Smoke Grenades and Jimmy Carter

Once Coppola had rewritten the script for the 100th time and typhoon season was over, the gang got back to work in the Philippines.  They still didn’t have an ending, most of the cast were going insane and/or getting high on the job, but at least the cameras were rolling.

In early 1977, with a new president in the White House, Francis hit upon a bright idea – reaching out to Jimmy Carter to try to arrange for support (this time trying to go over the DOD’s head entirely).  On February 12th he cabled Jimmy from Manila, referring to Apocalypse Now and saying:

[The film] is honest, mythical, pro-human and therefore pro-American. Dept of Defense has done everything to stop me because of misunderstanding original script which was only starting point for me. Film almost done. However, I need some modicum of cooperation or entire government will appear ridiculous to American and world public. Will arrange screening of excerpts for anyone you designate, but not DOD.  Need CH-46 Chinook helicopter for one day, will pay all costs as per DOD guidelines. All out cooperation was granted John Wayne’s film Green Beret. We were given none, and were harassed by DOD. Also, need immediate approval to purchase 10 cases each smoke incinerary units of all colors (smoke markers).  This request has been denied us along with all others. This film tries its best to help America put Vietnam behind us, which we must do so we can go on to a positive future.
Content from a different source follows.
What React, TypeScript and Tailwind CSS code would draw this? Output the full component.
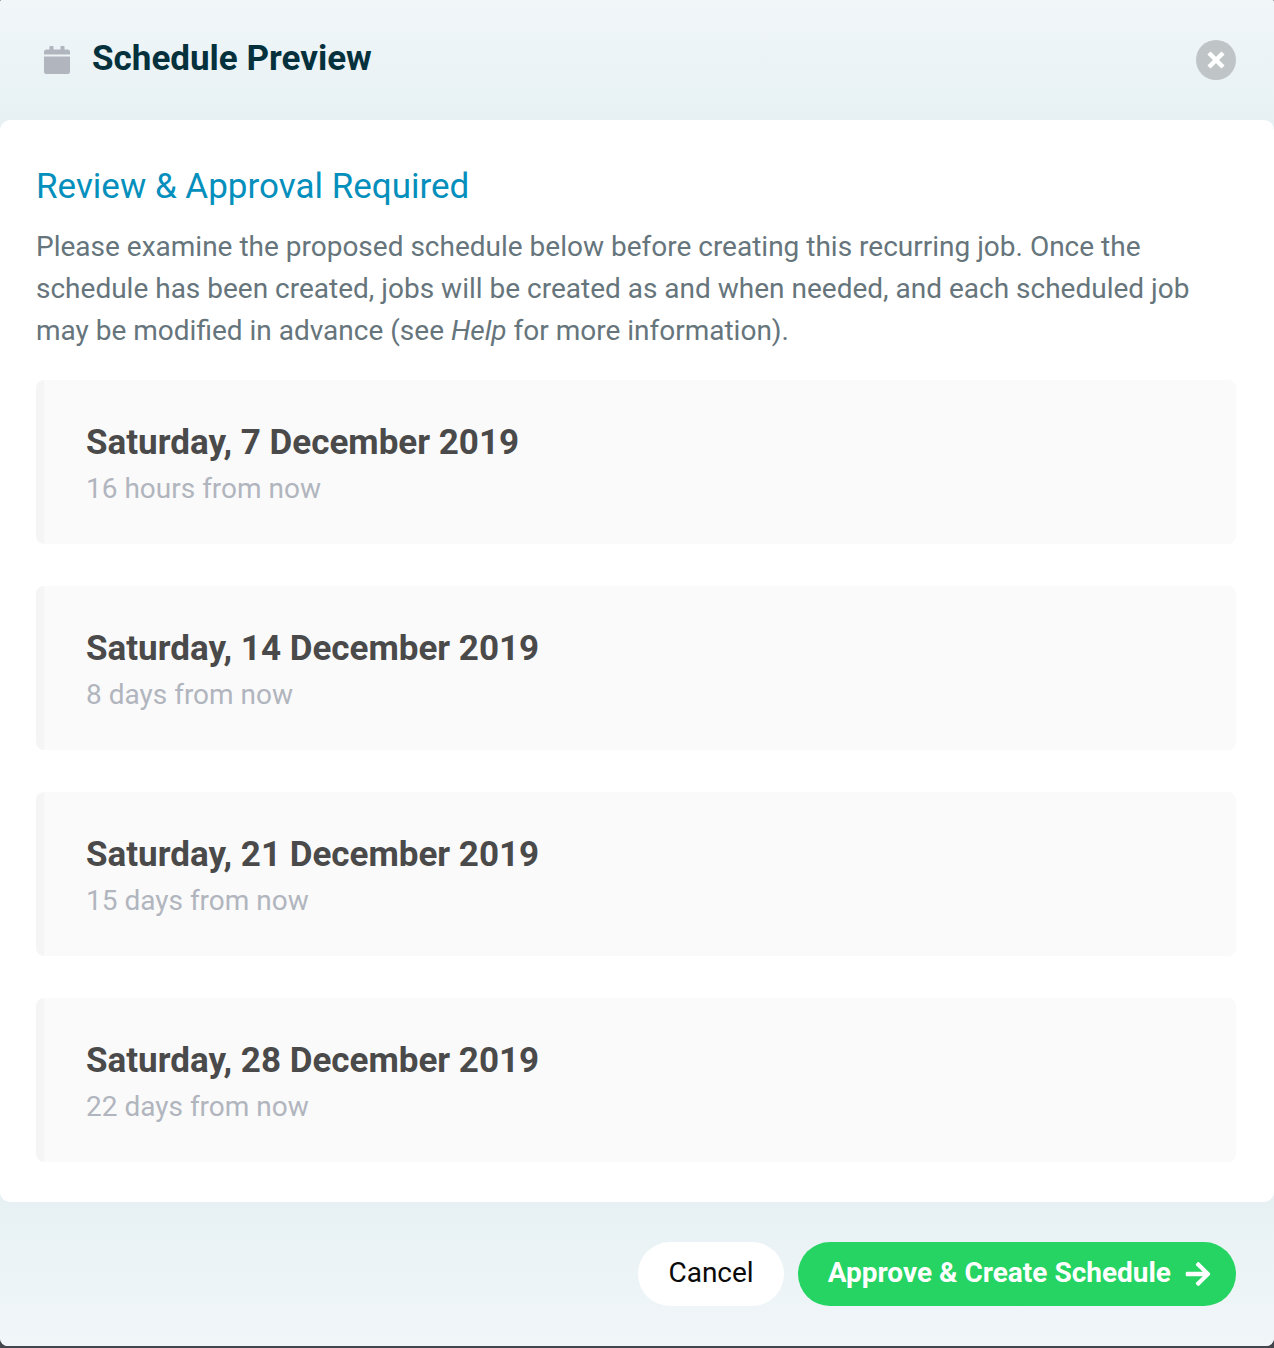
import { FaArrowRight } from "react-icons/fa";

const jobs = [
  { date: "Saturday, 7 December 2019", when: "16 hours from now" },
  { date: "Saturday, 14 December 2019", when: "8 days from now" },
  { date: "Saturday, 21 December 2019", when: "15 days from now" },
  { date: "Saturday, 28 December 2019", when: "22 days from now" },
];

export default function App() {
  return (
    <div className="bg-[#43474d] pb-0.5 font-[Roboto,sans-serif]">
      <section aria-labelledby="title" className="overflow-hidden rounded-t-xs rounded-b-lg bg-[#e7f1f3]">
        <header className="flex h-30 items-center justify-between bg-linear-to-b from-[#f1f6f9] to-[#e7f1f3] pr-9.5 pl-11">
          <div className="flex items-center gap-5.5">
            <svg aria-hidden="true" viewBox="0 0 26 28" className="h-7 w-6.5 fill-[#b1b5be]">
              <path d="M0 8.500V6a2.500 2.500 0 0 1 2.500-2.500h3V.7a.7.7 0 0 1 .7-.7h2.600a.7.7 0 0 1 .7.7v2.800h7V.7a.7.7 0 0 1 .7-.7h2.600a.7.7 0 0 1 .7.7v2.800h3A2.500 2.500 0 0 1 26 6v2.500zM0 10.500h26v15a2.500 2.500 0 0 1-2.500 2.500h-21A2.500 2.500 0 0 1 0 25.500z" />
            </svg>
            <h1 id="title" className="pb-0.5 text-[35px] leading-10 font-bold text-[#05313d]">Schedule Preview</h1>
          </div>
          <button type="button" aria-label="Close" className="flex size-10 items-center justify-center rounded-full bg-[#bfc4c7]">
            <svg aria-hidden="true" viewBox="0 0 18 18" className="size-4.5 stroke-white" strokeWidth="4.500">
              <path d="M2 2 16 16M16 2 2 16" />
            </svg>
          </button>
        </header>
        <main className="rounded-[10px] bg-white pt-11 pr-9.5 pb-10 pl-9">
          <h2 className="text-[35px] leading-[46px] text-[#058fbc]">Review &amp; Approval Required</h2>
          <p className="mt-4 text-[28px] leading-10.5 text-[#66757c]">
            Please examine the proposed schedule below before creating this recurring job. Once the schedule has been created, jobs will be created as and when needed, and each scheduled job may be modified in advance (see <em>Help</em> for more information).
          </p>
          <ul className="mt-7 flex flex-col gap-10.5">
            {jobs.map((job) => (
              <li key={job.date} className="rounded-lg border-l-8 border-[#f5f5f5] bg-[#fafafa] pt-10 pb-8.5 pl-10.5">
                <h3 className="text-[35px] leading-[46px] font-bold text-[#4a4a4a]">{job.date}</h3>
                <p className="mt-0.5 text-[28px] leading-10.5 text-[#b1b5be]">{job.when}</p>
              </li>
            ))}
          </ul>
        </main>
        <footer className="flex h-36 items-center justify-end gap-3.5 bg-linear-to-b from-[#e7f1f3] to-[#f1f6f9] pr-9.5">
          <button type="button" className="h-16 rounded-full bg-white px-7.5 pb-0.5 text-[28px] text-[#0a0a0a]">Cancel</button>
          <button type="button" className="flex h-16 items-center gap-[13px] rounded-full bg-[#25d462] pr-6 pl-7.5 text-[28px] font-bold text-white">
            <span className="pb-0.5">Approve &amp; Create Schedule</span>
            <FaArrowRight aria-hidden="true" />
          </button>
        </footer>
      </section>
    </div>
  );
}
This was stuck in the pneumatic tube and sent to the new ASD/PA at the Pentagon, and their response referred Coppola and Roos to a private company where they could buy the smoke units.  Similarly, when in June the DOD were approached a final time, this time by a lawyer requesting audio recordings of weapons and vehicles for use on the soundtrack, they were again referred to a private company who specialised in stock audio.

Smoke not provided by Department of Defense

And there ended the two year long battle between Coppola and Roos on the side of film, and Baruch, Greener, Rumsfeld, Hatch, Hill and the rest on the side of the military.  Much like the war that inspired Apocalypse Now, it is difficult to say who won.  Maybe no one.